On the banks of a little known tank
Chances are you have never heard of Krishnappa Naicken Tank. To access this place you need to travel deep into Mint Street and turn left into Kuppayyar Street. And then you come face to face with one of the largest man-made tanks of Chennai. It has water in it for most of the year and is an important aquifer for congested George Town area. The tank witnessed bad days in the 1980s when it became more of a rubbish dump. It was subsequently renovated by the hereditary trustees of the temple and the HR&CE Board and today has a protective wall surrounding it to prevent garbage and encroachments.
The tank is attached to the neighbouring Kasi Viswanatha Swami shrine but it obviously had a powerful association with Krishnappa Naick, who though he has passed out of collective memory must have been a local chieftain, an East India Company dubash or a businessman. He must have endowed the temple with lands and the tank. There is a Krishnappa Naicken Agraharam close by, which going by the name, must have been a residential area for Brahmins attached to the temple.

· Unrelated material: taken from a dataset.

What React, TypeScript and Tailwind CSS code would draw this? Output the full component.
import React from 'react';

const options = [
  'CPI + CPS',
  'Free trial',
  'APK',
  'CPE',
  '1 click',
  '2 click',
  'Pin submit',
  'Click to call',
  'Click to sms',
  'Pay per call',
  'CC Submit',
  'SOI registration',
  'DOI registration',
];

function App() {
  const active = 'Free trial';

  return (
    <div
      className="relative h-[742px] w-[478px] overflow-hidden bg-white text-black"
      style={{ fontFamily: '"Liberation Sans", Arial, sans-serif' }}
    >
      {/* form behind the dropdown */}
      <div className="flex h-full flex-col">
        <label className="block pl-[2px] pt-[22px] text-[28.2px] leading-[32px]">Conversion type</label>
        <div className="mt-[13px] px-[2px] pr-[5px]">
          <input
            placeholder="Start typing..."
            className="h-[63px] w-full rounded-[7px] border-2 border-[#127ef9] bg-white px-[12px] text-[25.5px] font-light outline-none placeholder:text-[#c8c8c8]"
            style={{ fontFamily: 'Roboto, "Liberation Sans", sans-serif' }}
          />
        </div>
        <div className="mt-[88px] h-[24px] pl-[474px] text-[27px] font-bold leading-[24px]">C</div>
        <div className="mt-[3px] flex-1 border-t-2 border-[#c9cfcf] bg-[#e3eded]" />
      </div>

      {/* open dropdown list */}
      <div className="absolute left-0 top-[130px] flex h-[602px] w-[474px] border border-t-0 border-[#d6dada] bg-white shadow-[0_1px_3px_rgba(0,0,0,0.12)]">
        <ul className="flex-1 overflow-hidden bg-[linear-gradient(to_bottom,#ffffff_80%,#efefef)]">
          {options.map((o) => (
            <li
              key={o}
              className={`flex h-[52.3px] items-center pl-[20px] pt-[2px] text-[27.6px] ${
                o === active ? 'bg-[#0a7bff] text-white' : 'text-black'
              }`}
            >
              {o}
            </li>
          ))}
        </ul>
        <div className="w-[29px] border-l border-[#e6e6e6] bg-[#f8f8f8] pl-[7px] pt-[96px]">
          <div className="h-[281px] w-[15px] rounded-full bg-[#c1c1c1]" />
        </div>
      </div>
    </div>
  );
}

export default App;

In the 1880s, Krishnappa Naicken Agraharam became home to Tiruvayyaru Subramania Iyer (1845-1902), a great Carnatic musician and composer who came to Madras city to teach music to Pappa and Radha, the daughters of a famed Devadasi of the city, Salem Meenakshi. Subramania Iyer stayed on here for 12 years and as the city was referred to as Patnam, he became ‘Patnam’ Subramania Iyer. Another famous fine arts-related personality of Krishnappa Naicken Agraharam was C Banni Bai (1912-1999), the Harikatha exponent. She was known for her wonderful style of story telling accompanied by the most delectable music.
Krishnappa Naicken Agraharam also had its heyday in business. The George Town Co-Operative Bank Ltd functions from here. In the 1960s it had the distinction of being the biggest co-operative urban bank in India with a membership of over 8000 and specialised in house mortgage finance.

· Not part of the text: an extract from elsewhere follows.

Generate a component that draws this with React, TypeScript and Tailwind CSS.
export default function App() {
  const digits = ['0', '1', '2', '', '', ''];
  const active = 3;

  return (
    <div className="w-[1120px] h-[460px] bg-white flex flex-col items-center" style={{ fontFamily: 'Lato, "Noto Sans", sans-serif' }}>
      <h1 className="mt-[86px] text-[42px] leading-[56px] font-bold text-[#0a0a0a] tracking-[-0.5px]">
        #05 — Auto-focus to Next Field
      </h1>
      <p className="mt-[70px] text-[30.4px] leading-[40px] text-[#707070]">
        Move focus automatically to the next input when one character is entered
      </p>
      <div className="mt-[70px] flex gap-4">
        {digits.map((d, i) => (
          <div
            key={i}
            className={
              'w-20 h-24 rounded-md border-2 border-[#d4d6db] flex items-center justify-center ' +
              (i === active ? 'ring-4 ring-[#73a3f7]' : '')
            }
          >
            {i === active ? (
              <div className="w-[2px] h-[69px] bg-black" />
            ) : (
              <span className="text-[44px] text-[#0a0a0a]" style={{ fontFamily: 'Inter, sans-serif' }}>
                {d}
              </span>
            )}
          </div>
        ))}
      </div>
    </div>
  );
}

The area is known for some fine examples of street houses. These have carved doors, sloping Mangalore tile roofs, dormers and slender wooden posts supporting projecting balconies. Some have Madras-style flat roofs supported by wooden rafters and all the buildings are made of chunam, using Madras-plaster. All these are examples of long forgotten technology and in any other country they would be preserved as heritage houses. Unfortunately, they are fast vanishing today, making way for modern humdrum buildings.